Histórica e ontologicamente, homens e mulheres são impelidos a compartilharem

uma práxis que possibilite a superação dos mecanismos de opressão e construa

caminhos para uma realidade de libertação dos seres humanos no cotidiano em face

das estruturas instituídas. Esse caminho, como se sabe, pressupõe conflitos e

escolhas.

A escola pode ser capaz de promover uma educação problematizadora e a leitura do

mundo e a questão da territorialidade podem revelar ricas possibilidades de

experiências para além daquilo que está instituído historicamente. Os sujeitos

devem ser protagonistas de suas trajetórias e se abrirem à pluralidade, à

dialogicidade e à dialeticidade. Tanto Freire quanto Mounier, valorizam firmemente o

contexto e as experiências vividas, bem como a dimensão do engajamento histórico.

Esse estudo procurou aprofundar as relações contextuais, educativas,

paradigmáticas e conceituais dos respectivos pensadores e seus reflexos para se

pensar os paradigmas educacionais dos tempos atuais.
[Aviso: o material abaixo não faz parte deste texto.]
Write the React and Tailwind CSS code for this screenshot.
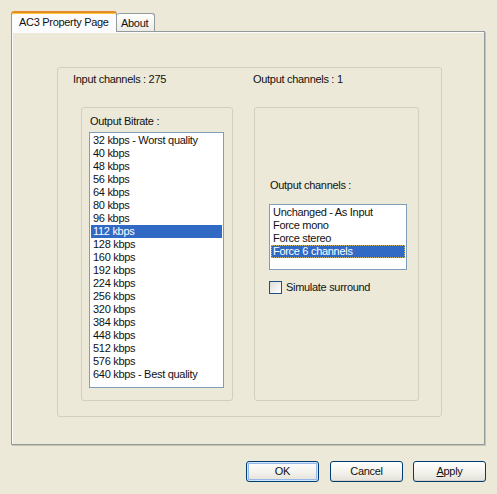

Em Freire a práxis pressupõe sempre a relação subjetividade/objetividade que gera

reflexão, conscientização, ética, engajamento, etc. Logo, sua pedagogia é

denominada de humanista, libertadora e progressista. Em Mounier a ação está

relacionada à vontade impaciente de engajamento, pois, o engajamento é uma

exigência essencial da vida pessoal, cujo lugar de escolha está contemplado no

Personalismo. Mounier constatava que aceitar a condição humana é aceitar o

engajamento nas suas situações impuras e nos combates duvidosos. Logo, torna-se

necessário empreender esforços no sentido de superar desordens que provocam a

diminuição do homem.

No que diz respeito à educação, Mounier pondera que o problema da educação não

se reduz ao problema das escolas. Segundo ele, “a escola é um instrumento

educador entre outros, abusa-se e erra-se quando se quer fazer dela o principal

instrumento.” (MOUNIER, 1974, p.201)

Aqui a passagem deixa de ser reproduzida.